Franklin, Pennsylvania businessman Skip Dreibelbis operates True Blue Auctions. He uses a video camera to monitor the front of his business.
Needless to say, Dreibelbis was surprised when two local policemen showed up and ordered him to remove his surveillance camera in the front of his store because it violated state wiretapping laws. Faced with the possible charges, Dreibelbis turned to The Rutherford Institute for advice where they have decided to file a federal lawsuit against the city of Franklin for violation of his constitutional rights of businessman using monitoring device.

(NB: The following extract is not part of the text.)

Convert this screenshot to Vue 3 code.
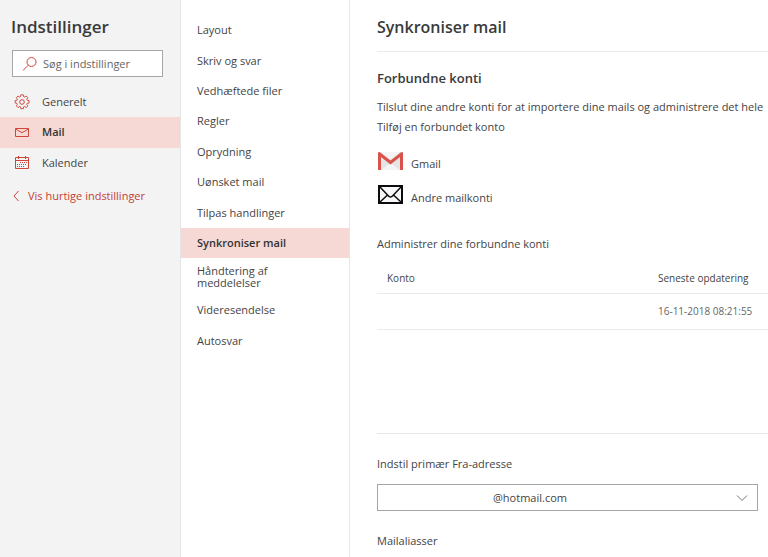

John Whitehead, president of The Rutherford Institute made the following comments concerning what happened to Dreibelbis,
“Nevertheless two police officers approached him and said he was violating Pennsylvania’s wiretapping laws and they would have to arrest him if he didn’t put away his video recorder. “He came to us and now we’ve filed a First Amendment lawsuit against the police saying they’re violating his right to free speech.
“For police to suggest that this activity violates wiretapping laws is absurd. The ramifications of this kind of government mindset does not bode well for the future of freedom.
“There’s actually a case I saw recently where a man was on his own private property filming the police arresting somebody. They entered his property. He informed the police that it was his property and they pushed him down and grabbed his camera. So there’s sort of a paranoia developing.”
So let me get this straight. In the state of Pennsylvania, it is considered to be illegal wiretapping to video anyone without their permission. If that is the case, then what I want to know is how banks can legally use surveillance cameras without permission to record everyone that walks through the doors of bank.
Or what about the surveillance cameras used by so many businesses both inside the stores and those trained on the parking lots?
Or What about those municipalities that use red light cameras to catch people running the traffic signals?
Or what about a tourist in Philadelphia that takes videos of famous landmarks such as Independence Hall and there just happens to be other people that inadvertently get filmed?
Or better yet, what about the dashboard mounted cameras in police cars that record people without their permission?
It seems that someone at Franklin city hall has a personal vendetta out for Mr. Dreibelbis or there is a different set of standards for government and law enforcement agencies than for private citizens and business owners.
It will be interesting to see the outcome of this case and what ramifications if any it may have.